╔══

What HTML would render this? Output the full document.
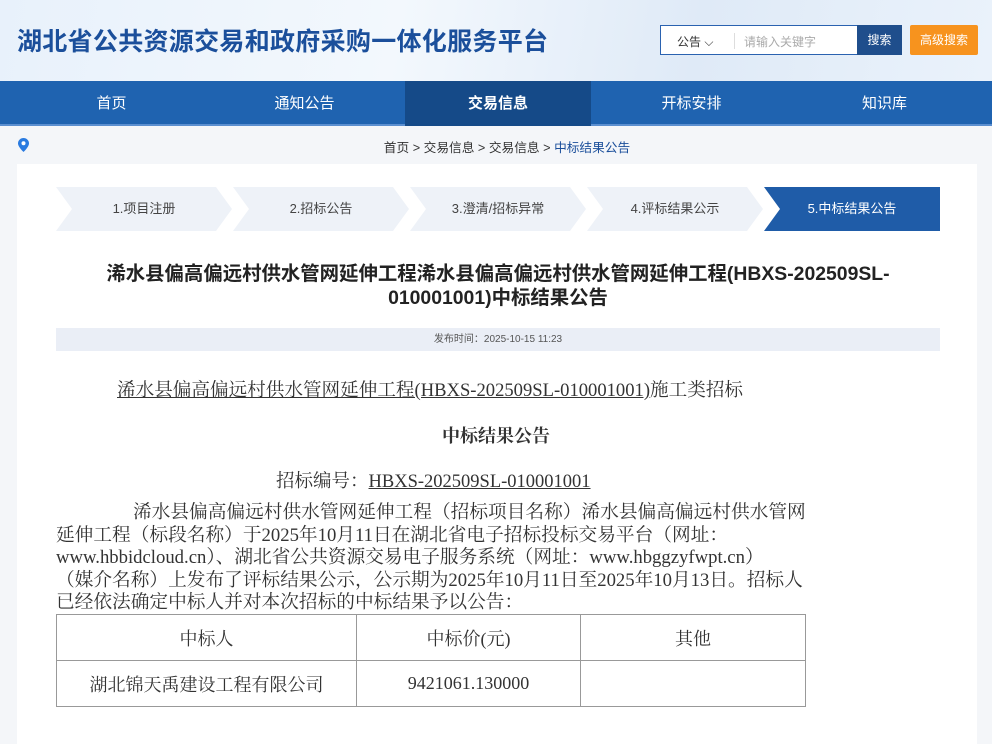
<!DOCTYPE html>
<html><head><meta charset="utf-8"><style>
*{margin:0;padding:0;box-sizing:border-box}
body{width:992px;height:739px;overflow:hidden;background:#f4f6f9;font-family:"Liberation Sans","Noto Sans CJK SC",sans-serif;position:relative}
.hdr{position:absolute;left:0;top:0;width:992px;height:81px;background:linear-gradient(100deg,#e8f1fb 0%,#f3f8fd 40%,#dfeaf7 70%,#eaf2fb 100%)}
.title{position:absolute;left:17px;top:22px;font-size:25px;font-weight:bold;color:#1b4f9b;letter-spacing:0.3px}
.sbox{position:absolute;left:660px;top:25px;width:198px;height:30px;border:1px solid #2a62b0;background:#fff;border-right:none}
.sbox .a{position:absolute;left:16px;top:7px;font-size:12px;color:#333}
.sbox .sep{position:absolute;left:73px;top:7px;width:1px;height:16px;background:#ddd}
.sbox .p{position:absolute;left:83px;top:7px;font-size:12px;color:#aaa}
.btn1{position:absolute;left:857px;top:25px;width:45px;height:30px;background:#1f4e8c;color:#fff;font-size:12px;text-align:center;line-height:30px}
.btn2{position:absolute;left:910px;top:25px;width:68px;height:30px;background:#f7931e;color:#fff;font-size:12px;text-align:center;line-height:30px;border-radius:2px}
.nav{position:absolute;left:0;top:81px;width:992px;height:45px;background:#1f63b0;border-bottom:2px solid #5b8fd0}
.nav div{position:absolute;top:0;height:45px;line-height:45px;text-align:center;color:#fff;font-size:15px;width:193px}
.nav .on{background:#154a88;font-weight:bold}
.crumb{position:absolute;left:0;top:137px;width:1014px;text-align:center;font-size:12.7px;color:#333}
.crumb span{color:#1b4f9b}
.pin{position:absolute;left:18px;top:138px}
.card{position:absolute;left:17px;top:164px;width:960px;height:580px;background:#fff}
.steps{position:absolute;left:56px;top:187px}
.step{position:absolute;top:0;height:44px;width:176px;line-height:44px;text-align:center;font-size:13px;color:#444;background:#eef2f8;clip-path:polygon(0 0,160px 0,176px 22px,160px 44px,0 44px,16px 22px)}
.step.on{background:#1f5ca8;color:#fff;clip-path:polygon(0 0,176px 0,176px 44px,0 44px,16px 22px)}
.h1{position:absolute;left:40px;width:916px;top:262px;text-align:center;font-size:19.4px;font-weight:bold;color:#222;line-height:24px}
.date{position:absolute;left:56px;top:328px;width:884px;height:23px;background:#eaeef6;text-align:center;line-height:23px;font-size:10px;color:#555}
.serif{font-family:"Liberation Serif","Noto Serif CJK SC",serif;color:#333;white-space:nowrap;position:absolute}
u{text-decoration:underline}
table{position:absolute;left:56px;top:614px;width:750px;border-collapse:collapse;font-family:"Liberation Serif","Noto Serif CJK SC",serif;font-size:18px;color:#333}
td{border:1px solid #999;height:46px;text-align:center}
</style></head><body>
<div class="hdr"></div>
<div class="title">湖北省公共资源交易和政府采购一体化服务平台</div>
<div class="sbox"><span class="a">公告 ⌵</span><span class="sep"></span><span class="p">请输入关键字</span></div>
<div class="btn1">搜索</div><div class="btn2">高级搜索</div>
<div class="nav">
<div style="left:15px">首页</div><div style="left:208px">通知公告</div><div class="on" style="left:405px;width:186px">交易信息</div><div style="left:595px">开标安排</div><div style="left:788px">知识库</div>
</div>
<svg class="pin" width="11" height="14" viewBox="0 0 11 14"><path d="M5.5 0C2.5 0 0 2.4 0 5.4 0 9 5.5 14 5.5 14S11 9 11 5.4C11 2.4 8.5 0 5.5 0z" fill="#2a7be0"/><circle cx="5.5" cy="5.3" r="2" fill="#fff"/></svg>
<div class="crumb">首页 &gt; 交易信息 &gt; 交易信息 &gt; <span>中标结果公告</span></div>
<div class="card"></div>
<div class="steps">
<div class="step" style="left:0">1.项目注册</div>
<div class="step" style="left:177px">2.招标公告</div>
<div class="step" style="left:354px">3.澄清/招标异常</div>
<div class="step" style="left:531px">4.评标结果公示</div>
<div class="step on" style="left:708px">5.中标结果公告</div>
</div>
<div class="h1">浠水县偏高偏远村供水管网延伸工程浠水县偏高偏远村供水管网延伸工程(HBXS-202509SL-<br>010001001)中标结果公告</div>
<div class="date">发布时间：2025-10-15 11:23</div>
<div class="serif" style="left:117px;top:376px;font-size:18.6px"><u>浠水县偏高偏远村供水管网延伸工程(HBXS-202509SL-010001001)</u>施工类招标</div>
<div class="serif" style="left:0;width:992px;text-align:center;top:422px;font-size:18px;font-weight:bold">中标结果公告</div>
<div class="serif" style="left:276px;top:467px;font-size:18.5px">招标编号：<u>HBXS-202509SL-010001001</u></div>
<div class="serif" style="left:56px;top:502px;font-size:18.7px;line-height:22.6px">
<span style="padding-left:77px"></span>浠水县偏高偏远村供水管网延伸工程（招标项目名称）浠水县偏高偏远村供水管网<br>延伸工程（标段名称）于2025年10月11日在湖北省电子招标投标交易平台（网址：<br>www.hbbidcloud.cn）、湖北省公共资源交易电子服务系统（网址：www.hbggzyfwpt.cn）<br>（媒介名称）上发布了评标结果公示，公示期为2025年10月11日至2025年10月13日。招标人<br>已经依法确定中标人并对本次招标的中标结果予以公告：</div>
<table><tr><td style="width:300px">中标人</td><td style="width:224px">中标价(元)</td><td>其他</td></tr>
<tr><td>湖北锦天禹建设工程有限公司</td><td>9421061.130000</td><td></td></tr></table>
</body></html>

╚══

:: AIM ::
Repeat all the data as it stands, dropping any images it holds.

:: EXERCISE RESPONSE ::
What HTML would render this? Output the full document.
<!DOCTYPE html>
<html><head><meta charset="utf-8"><style>
*{margin:0;padding:0;box-sizing:border-box}
body{width:992px;height:739px;overflow:hidden;background:#f4f6f9;font-family:"Liberation Sans","Noto Sans CJK SC",sans-serif;position:relative}
.hdr{position:absolute;left:0;top:0;width:992px;height:81px;background:linear-gradient(100deg,#e8f1fb 0%,#f3f8fd 40%,#dfeaf7 70%,#eaf2fb 100%)}
.title{position:absolute;left:17px;top:22px;font-size:25px;font-weight:bold;color:#1b4f9b;letter-spacing:0.3px}
.sbox{position:absolute;left:660px;top:25px;width:198px;height:30px;border:1px solid #2a62b0;background:#fff;border-right:none}
.sbox .a{position:absolute;left:16px;top:7px;font-size:12px;color:#333}
.sbox .sep{position:absolute;left:73px;top:7px;width:1px;height:16px;background:#ddd}
.sbox .p{position:absolute;left:83px;top:7px;font-size:12px;color:#aaa}
.btn1{position:absolute;left:857px;top:25px;width:45px;height:30px;background:#1f4e8c;color:#fff;font-size:12px;text-align:center;line-height:30px}
.btn2{position:absolute;left:910px;top:25px;width:68px;height:30px;background:#f7931e;color:#fff;font-size:12px;text-align:center;line-height:30px;border-radius:2px}
.nav{position:absolute;left:0;top:81px;width:992px;height:45px;background:#1f63b0;border-bottom:2px solid #5b8fd0}
.nav div{position:absolute;top:0;height:45px;line-height:45px;text-align:center;color:#fff;font-size:15px;width:193px}
.nav .on{background:#154a88;font-weight:bold}
.crumb{position:absolute;left:0;top:137px;width:1014px;text-align:center;font-size:12.7px;color:#333}
.crumb span{color:#1b4f9b}
.pin{position:absolute;left:18px;top:138px}
.card{position:absolute;left:17px;top:164px;width:960px;height:580px;background:#fff}
.steps{position:absolute;left:56px;top:187px}
.step{position:absolute;top:0;height:44px;width:176px;line-height:44px;text-align:center;font-size:13px;color:#444;background:#eef2f8;clip-path:polygon(0 0,160px 0,176px 22px,160px 44px,0 44px,16px 22px)}
.step.on{background:#1f5ca8;color:#fff;clip-path:polygon(0 0,176px 0,176px 44px,0 44px,16px 22px)}
.h1{position:absolute;left:40px;width:916px;top:262px;text-align:center;font-size:19.4px;font-weight:bold;color:#222;line-height:24px}
.date{position:absolute;left:56px;top:328px;width:884px;height:23px;background:#eaeef6;text-align:center;line-height:23px;font-size:10px;color:#555}
.serif{font-family:"Liberation Serif","Noto Serif CJK SC",serif;color:#333;white-space:nowrap;position:absolute}
u{text-decoration:underline}
table{position:absolute;left:56px;top:614px;width:750px;border-collapse:collapse;font-family:"Liberation Serif","Noto Serif CJK SC",serif;font-size:18px;color:#333}
td{border:1px solid #999;height:46px;text-align:center}
</style></head><body>
<div class="hdr"></div>
<div class="title">湖北省公共资源交易和政府采购一体化服务平台</div>
<div class="sbox"><span class="a">公告 ⌵</span><span class="sep"></span><span class="p">请输入关键字</span></div>
<div class="btn1">搜索</div><div class="btn2">高级搜索</div>
<div class="nav">
<div style="left:15px">首页</div><div style="left:208px">通知公告</div><div class="on" style="left:405px;width:186px">交易信息</div><div style="left:595px">开标安排</div><div style="left:788px">知识库</div>
</div>
<svg class="pin" width="11" height="14" viewBox="0 0 11 14"><path d="M5.5 0C2.5 0 0 2.4 0 5.4 0 9 5.5 14 5.5 14S11 9 11 5.4C11 2.4 8.5 0 5.5 0z" fill="#2a7be0"/><circle cx="5.5" cy="5.3" r="2" fill="#fff"/></svg>
<div class="crumb">首页 &gt; 交易信息 &gt; 交易信息 &gt; <span>中标结果公告</span></div>
<div class="card"></div>
<div class="steps">
<div class="step" style="left:0">1.项目注册</div>
<div class="step" style="left:177px">2.招标公告</div>
<div class="step" style="left:354px">3.澄清/招标异常</div>
<div class="step" style="left:531px">4.评标结果公示</div>
<div class="step on" style="left:708px">5.中标结果公告</div>
</div>
<div class="h1">浠水县偏高偏远村供水管网延伸工程浠水县偏高偏远村供水管网延伸工程(HBXS-202509SL-<br>010001001)中标结果公告</div>
<div class="date">发布时间：2025-10-15 11:23</div>
<div class="serif" style="left:117px;top:376px;font-size:18.6px"><u>浠水县偏高偏远村供水管网延伸工程(HBXS-202509SL-010001001)</u>施工类招标</div>
<div class="serif" style="left:0;width:992px;text-align:center;top:422px;font-size:18px;font-weight:bold">中标结果公告</div>
<div class="serif" style="left:276px;top:467px;font-size:18.5px">招标编号：<u>HBXS-202509SL-010001001</u></div>
<div class="serif" style="left:56px;top:502px;font-size:18.7px;line-height:22.6px">
<span style="padding-left:77px"></span>浠水县偏高偏远村供水管网延伸工程（招标项目名称）浠水县偏高偏远村供水管网<br>延伸工程（标段名称）于2025年10月11日在湖北省电子招标投标交易平台（网址：<br>www.hbbidcloud.cn）、湖北省公共资源交易电子服务系统（网址：www.hbggzyfwpt.cn）<br>（媒介名称）上发布了评标结果公示，公示期为2025年10月11日至2025年10月13日。招标人<br>已经依法确定中标人并对本次招标的中标结果予以公告：</div>
<table><tr><td style="width:300px">中标人</td><td style="width:224px">中标价(元)</td><td>其他</td></tr>
<tr><td>湖北锦天禹建设工程有限公司</td><td>9421061.130000</td><td></td></tr></table>
</body></html>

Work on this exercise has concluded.